### Collected data entries:
╔══

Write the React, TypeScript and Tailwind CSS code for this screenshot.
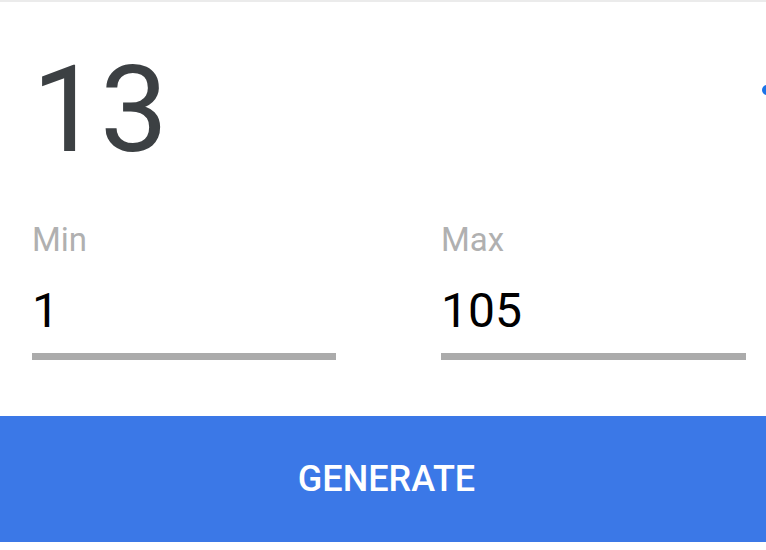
import React from "react";

const Field = ({ label, value, className }: { label: string; value: string; className?: string }) => (
  <div className={className}>
    <div className="h-[33px] text-[33px] leading-none text-[#b0b0b0]">{label}</div>
    <div className="mt-[31px] h-[48px] text-[48px] leading-none text-black">{value}</div>
    <div className="mt-[18px] h-[7px] bg-[#ababab]" />
  </div>
);

export default function App() {
  return (
    <div
      className="relative w-[766px] h-[550px] overflow-hidden bg-white border-t-2 border-[#ebebeb]"
      style={{ fontFamily: "Roboto, 'Liberation Sans', sans-serif" }}
    >
      <div className="mt-[48px] h-[121px] pl-[32px] text-[121px] leading-none text-[#3c4043]">13</div>
      <div className="absolute left-[762px] top-[83px] h-[10px] w-[10px] rounded-full bg-[#1a73e8]" />

      <div className="mt-[52px] flex pl-[32px]">
        <Field label="Min" value="1" className="w-[304px]" />
        <Field label="Max" value="105" className="ml-[105px] w-[305px]" />
      </div>

      <button
        type="button"
        className="mt-[56px] flex h-[126px] w-full items-center justify-center bg-[#3b78e7] pl-[7px] text-[36px] font-medium text-white"
      >
        GENERATE
      </button>
    </div>
  );
}
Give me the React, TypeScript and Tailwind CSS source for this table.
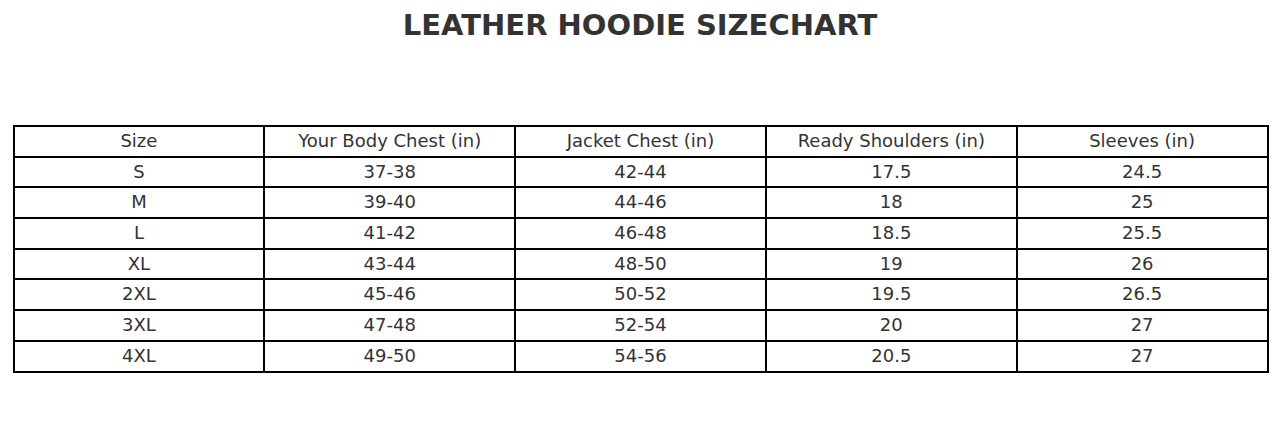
import React from 'react';

const headers = ['Size', 'Your Body Chest (in)', 'Jacket Chest (in)', 'Ready Shoulders (in)', 'Sleeves (in)'];

const rows = [
  ['S', '37-38', '42-44', '17.5', '24.5'],
  ['M', '39-40', '44-46', '18', '25'],
  ['L', '41-42', '46-48', '18.5', '25.5'],
  ['XL', '43-44', '48-50', '19', '26'],
  ['2XL', '45-46', '50-52', '19.5', '26.5'],
  ['3XL', '47-48', '52-54', '20', '27'],
  ['4XL', '49-50', '54-56', '20.5', '27'],
];

export default function App() {
  return (
    <div className="w-[1280px] h-[439px] bg-white text-[#333333] font-['DejaVu_Sans',sans-serif]">
      <h1 className="pt-[8px] text-center text-[29px] leading-[34px] font-bold">LEATHER HOODIE SIZECHART</h1>

      <div className="pt-[83px] pl-[12.5px]">
        <table className="w-[1256px] table-fixed border-collapse text-[18px]">
          <thead>
            <tr>
              {headers.map((h) => (
                <th key={h} className="h-[30.7px] border-2 border-black p-0 pb-[1px] font-normal text-center leading-none">
                  {h}
                </th>
              ))}
            </tr>
          </thead>
          <tbody>
            {rows.map((r) => (
              <tr key={r[0]}>
                {r.map((c, i) => (
                  <td key={i} className="h-[30.7px] border-2 border-black p-0 pb-[1px] text-center leading-none">
                    {c}
                  </td>
                ))}
              </tr>
            ))}
          </tbody>
        </table>
      </div>
    </div>
  );
}
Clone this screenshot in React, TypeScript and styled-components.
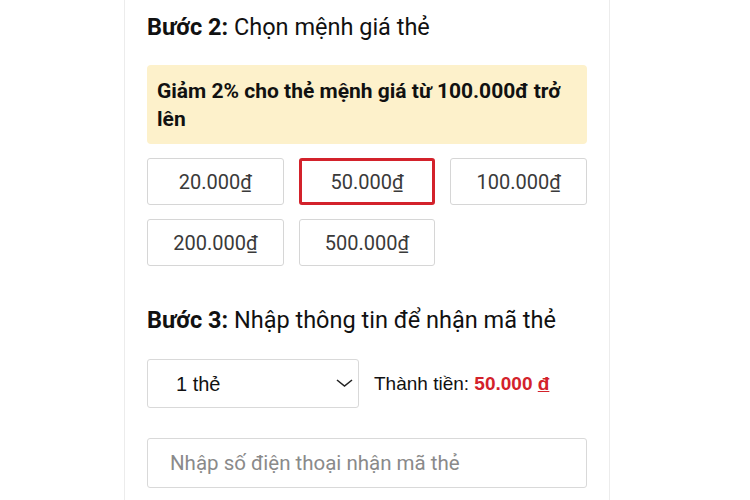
import { useState } from "react";
import styled, { createGlobalStyle } from "styled-components";

const GlobalStyle = createGlobalStyle`
  body {
    margin: 0;
    background: #fff;
    font-family: Roboto, "Liberation Sans", Arial, sans-serif;
    color: #111;
  }
`;

const Card = styled.div`
  width: 440px;
  margin-left: 124px;
  padding: 13px 22px 20px;
  border-left: 1px solid #ececec;
  border-right: 1px solid #ececec;
  min-height: 467px;
`;

const StepTitle = styled.h2<{ $top?: number }>`
  margin: ${(p) => p.$top ?? 0}px 0 0;
  font-size: 23.5px;
  line-height: 28px;
  font-weight: 400;
  color: #111;
  white-space: nowrap;
  b {
    font-weight: 700;
  }
`;

const Notice = styled.div`
  margin-top: 24px;
  padding: 12px 10px 11px;
  background: #fdf1cb;
  border-radius: 4px;
  font-size: 21px;
  line-height: 28px;
  font-weight: 700;
  color: #111;
`;

const Grid = styled.div`
  margin-top: 14px;
  display: grid;
  grid-template-columns: repeat(3, 1fr);
  gap: 14px 15px;
`;

const Price = styled.button<{ $active?: boolean }>`
  height: 47px;
  box-sizing: border-box;
  background: #fff;
  border: ${(p) => (p.$active ? "3px solid #d3222b" : "1px solid #d6d6d6")};
  border-radius: 3px;
  font-family: Roboto, "Liberation Sans", Arial, sans-serif;
  font-size: 20px;
  color: #3a3a3a;
  cursor: pointer;
  padding: 0;
  u {
    text-decoration: underline;
    text-underline-offset: 1px;
  }
`;

const Row = styled.div`
  margin-top: 25px;
  display: flex;
  align-items: center;
  gap: 15px;
`;

const SelectWrap = styled.div`
  position: relative;
  width: 212px;
  flex-shrink: 0;
`;

const Select = styled.select`
  width: 100%;
  height: 49px;
  appearance: none;
  -webkit-appearance: none;
  background: #fff;
  border: 1px solid #d9d9d9;
  border-radius: 3px;
  padding: 0 40px 0 28px;
  font-family: "Liberation Sans", Arial, sans-serif;
  font-size: 20px;
  color: #111;
  outline: none;
`;

const Chevron = styled.svg`
  position: absolute;
  right: 6px;
  top: 19px;
  pointer-events: none;
`;

const Total = styled.div`
  font-family: "Liberation Sans", Arial, sans-serif;
  font-size: 19px;
  color: #111;
  white-space: nowrap;
  span {
    color: #d3222b;
    font-weight: 700;
  }
`;

const PhoneInput = styled.input`
  display: block;
  margin-top: 30px;
  width: 100%;
  height: 50px;
  box-sizing: border-box;
  border: 1px solid #d9d9d9;
  border-radius: 3px;
  padding: 0 22px;
  font-family: Roboto, "Liberation Sans", Arial, sans-serif;
  font-size: 20.5px;
  color: #111;
  outline: none;
  &::placeholder {
    color: #8a8a8a;
  }
`;

const prices = ["20.000", "50.000", "100.000", "200.000", "500.000"];

export default function App() {
  const [selected, setSelected] = useState("50.000");
  const [qty, setQty] = useState("1");

  return (
    <>
      <GlobalStyle />
      <Card>
        <StepTitle>
          <b>Bước 2:</b> Chọn mệnh giá thẻ
        </StepTitle>
        <Notice>Giảm 2% cho thẻ mệnh giá từ 100.000đ trở lên</Notice>
        <Grid>
          {prices.map((p) => (
            <Price
              key={p}
              $active={p === selected}
              onClick={() => setSelected(p)}
            >
              {p}
              <u>₫</u>
            </Price>
          ))}
        </Grid>
        <StepTitle $top={40}>
          <b>Bước 3:</b> Nhập thông tin để nhận mã thẻ
        </StepTitle>
        <Row>
          <SelectWrap>
            <Select value={qty} onChange={(e) => setQty(e.target.value)}>
              <option value="1">1 thẻ</option>
              <option value="2">2 thẻ</option>
              <option value="3">3 thẻ</option>
            </Select>
            <Chevron width="17" height="10" viewBox="0 0 17 10">
              <path
                d="M1 2 L8.5 8 L16 2"
                fill="none"
                stroke="#222"
                strokeWidth="1.6"
              />
            </Chevron>
          </SelectWrap>
          <Total>
            Thành tiền: <span>50.000 <u>đ</u></span>
          </Total>
        </Row>
        <PhoneInput placeholder="Nhập số điện thoại nhận mã thẻ" />
      </Card>
    </>
  );
}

╚══

### Short exercise:
From the material above, reproduce everything verbatim except the pictures.

### Solution:
Write the React, TypeScript and Tailwind CSS code for this screenshot.
import React from "react";

const Field = ({ label, value, className }: { label: string; value: string; className?: string }) => (
  <div className={className}>
    <div className="h-[33px] text-[33px] leading-none text-[#b0b0b0]">{label}</div>
    <div className="mt-[31px] h-[48px] text-[48px] leading-none text-black">{value}</div>
    <div className="mt-[18px] h-[7px] bg-[#ababab]" />
  </div>
);

export default function App() {
  return (
    <div
      className="relative w-[766px] h-[550px] overflow-hidden bg-white border-t-2 border-[#ebebeb]"
      style={{ fontFamily: "Roboto, 'Liberation Sans', sans-serif" }}
    >
      <div className="mt-[48px] h-[121px] pl-[32px] text-[121px] leading-none text-[#3c4043]">13</div>
      <div className="absolute left-[762px] top-[83px] h-[10px] w-[10px] rounded-full bg-[#1a73e8]" />

      <div className="mt-[52px] flex pl-[32px]">
        <Field label="Min" value="1" className="w-[304px]" />
        <Field label="Max" value="105" className="ml-[105px] w-[305px]" />
      </div>

      <button
        type="button"
        className="mt-[56px] flex h-[126px] w-full items-center justify-center bg-[#3b78e7] pl-[7px] text-[36px] font-medium text-white"
      >
        GENERATE
      </button>
    </div>
  );
}
Give me the React, TypeScript and Tailwind CSS source for this table.
import React from 'react';

const headers = ['Size', 'Your Body Chest (in)', 'Jacket Chest (in)', 'Ready Shoulders (in)', 'Sleeves (in)'];

const rows = [
  ['S', '37-38', '42-44', '17.5', '24.5'],
  ['M', '39-40', '44-46', '18', '25'],
  ['L', '41-42', '46-48', '18.5', '25.5'],
  ['XL', '43-44', '48-50', '19', '26'],
  ['2XL', '45-46', '50-52', '19.5', '26.5'],
  ['3XL', '47-48', '52-54', '20', '27'],
  ['4XL', '49-50', '54-56', '20.5', '27'],
];

export default function App() {
  return (
    <div className="w-[1280px] h-[439px] bg-white text-[#333333] font-['DejaVu_Sans',sans-serif]">
      <h1 className="pt-[8px] text-center text-[29px] leading-[34px] font-bold">LEATHER HOODIE SIZECHART</h1>

      <div className="pt-[83px] pl-[12.5px]">
        <table className="w-[1256px] table-fixed border-collapse text-[18px]">
          <thead>
            <tr>
              {headers.map((h) => (
                <th key={h} className="h-[30.7px] border-2 border-black p-0 pb-[1px] font-normal text-center leading-none">
                  {h}
                </th>
              ))}
            </tr>
          </thead>
          <tbody>
            {rows.map((r) => (
              <tr key={r[0]}>
                {r.map((c, i) => (
                  <td key={i} className="h-[30.7px] border-2 border-black p-0 pb-[1px] text-center leading-none">
                    {c}
                  </td>
                ))}
              </tr>
            ))}
          </tbody>
        </table>
      </div>
    </div>
  );
}
Clone this screenshot in React, TypeScript and styled-components.
import { useState } from "react";
import styled, { createGlobalStyle } from "styled-components";

const GlobalStyle = createGlobalStyle`
  body {
    margin: 0;
    background: #fff;
    font-family: Roboto, "Liberation Sans", Arial, sans-serif;
    color: #111;
  }
`;

const Card = styled.div`
  width: 440px;
  margin-left: 124px;
  padding: 13px 22px 20px;
  border-left: 1px solid #ececec;
  border-right: 1px solid #ececec;
  min-height: 467px;
`;

const StepTitle = styled.h2<{ $top?: number }>`
  margin: ${(p) => p.$top ?? 0}px 0 0;
  font-size: 23.5px;
  line-height: 28px;
  font-weight: 400;
  color: #111;
  white-space: nowrap;
  b {
    font-weight: 700;
  }
`;

const Notice = styled.div`
  margin-top: 24px;
  padding: 12px 10px 11px;
  background: #fdf1cb;
  border-radius: 4px;
  font-size: 21px;
  line-height: 28px;
  font-weight: 700;
  color: #111;
`;

const Grid = styled.div`
  margin-top: 14px;
  display: grid;
  grid-template-columns: repeat(3, 1fr);
  gap: 14px 15px;
`;

const Price = styled.button<{ $active?: boolean }>`
  height: 47px;
  box-sizing: border-box;
  background: #fff;
  border: ${(p) => (p.$active ? "3px solid #d3222b" : "1px solid #d6d6d6")};
  border-radius: 3px;
  font-family: Roboto, "Liberation Sans", Arial, sans-serif;
  font-size: 20px;
  color: #3a3a3a;
  cursor: pointer;
  padding: 0;
  u {
    text-decoration: underline;
    text-underline-offset: 1px;
  }
`;

const Row = styled.div`
  margin-top: 25px;
  display: flex;
  align-items: center;
  gap: 15px;
`;

const SelectWrap = styled.div`
  position: relative;
  width: 212px;
  flex-shrink: 0;
`;

const Select = styled.select`
  width: 100%;
  height: 49px;
  appearance: none;
  -webkit-appearance: none;
  background: #fff;
  border: 1px solid #d9d9d9;
  border-radius: 3px;
  padding: 0 40px 0 28px;
  font-family: "Liberation Sans", Arial, sans-serif;
  font-size: 20px;
  color: #111;
  outline: none;
`;

const Chevron = styled.svg`
  position: absolute;
  right: 6px;
  top: 19px;
  pointer-events: none;
`;

const Total = styled.div`
  font-family: "Liberation Sans", Arial, sans-serif;
  font-size: 19px;
  color: #111;
  white-space: nowrap;
  span {
    color: #d3222b;
    font-weight: 700;
  }
`;

const PhoneInput = styled.input`
  display: block;
  margin-top: 30px;
  width: 100%;
  height: 50px;
  box-sizing: border-box;
  border: 1px solid #d9d9d9;
  border-radius: 3px;
  padding: 0 22px;
  font-family: Roboto, "Liberation Sans", Arial, sans-serif;
  font-size: 20.5px;
  color: #111;
  outline: none;
  &::placeholder {
    color: #8a8a8a;
  }
`;

const prices = ["20.000", "50.000", "100.000", "200.000", "500.000"];

export default function App() {
  const [selected, setSelected] = useState("50.000");
  const [qty, setQty] = useState("1");

  return (
    <>
      <GlobalStyle />
      <Card>
        <StepTitle>
          <b>Bước 2:</b> Chọn mệnh giá thẻ
        </StepTitle>
        <Notice>Giảm 2% cho thẻ mệnh giá từ 100.000đ trở lên</Notice>
        <Grid>
          {prices.map((p) => (
            <Price
              key={p}
              $active={p === selected}
              onClick={() => setSelected(p)}
            >
              {p}
              <u>₫</u>
            </Price>
          ))}
        </Grid>
        <StepTitle $top={40}>
          <b>Bước 3:</b> Nhập thông tin để nhận mã thẻ
        </StepTitle>
        <Row>
          <SelectWrap>
            <Select value={qty} onChange={(e) => setQty(e.target.value)}>
              <option value="1">1 thẻ</option>
              <option value="2">2 thẻ</option>
              <option value="3">3 thẻ</option>
            </Select>
            <Chevron width="17" height="10" viewBox="0 0 17 10">
              <path
                d="M1 2 L8.5 8 L16 2"
                fill="none"
                stroke="#222"
                strokeWidth="1.6"
              />
            </Chevron>
          </SelectWrap>
          <Total>
            Thành tiền: <span>50.000 <u>đ</u></span>
          </Total>
        </Row>
        <PhoneInput placeholder="Nhập số điện thoại nhận mã thẻ" />
      </Card>
    </>
  );
}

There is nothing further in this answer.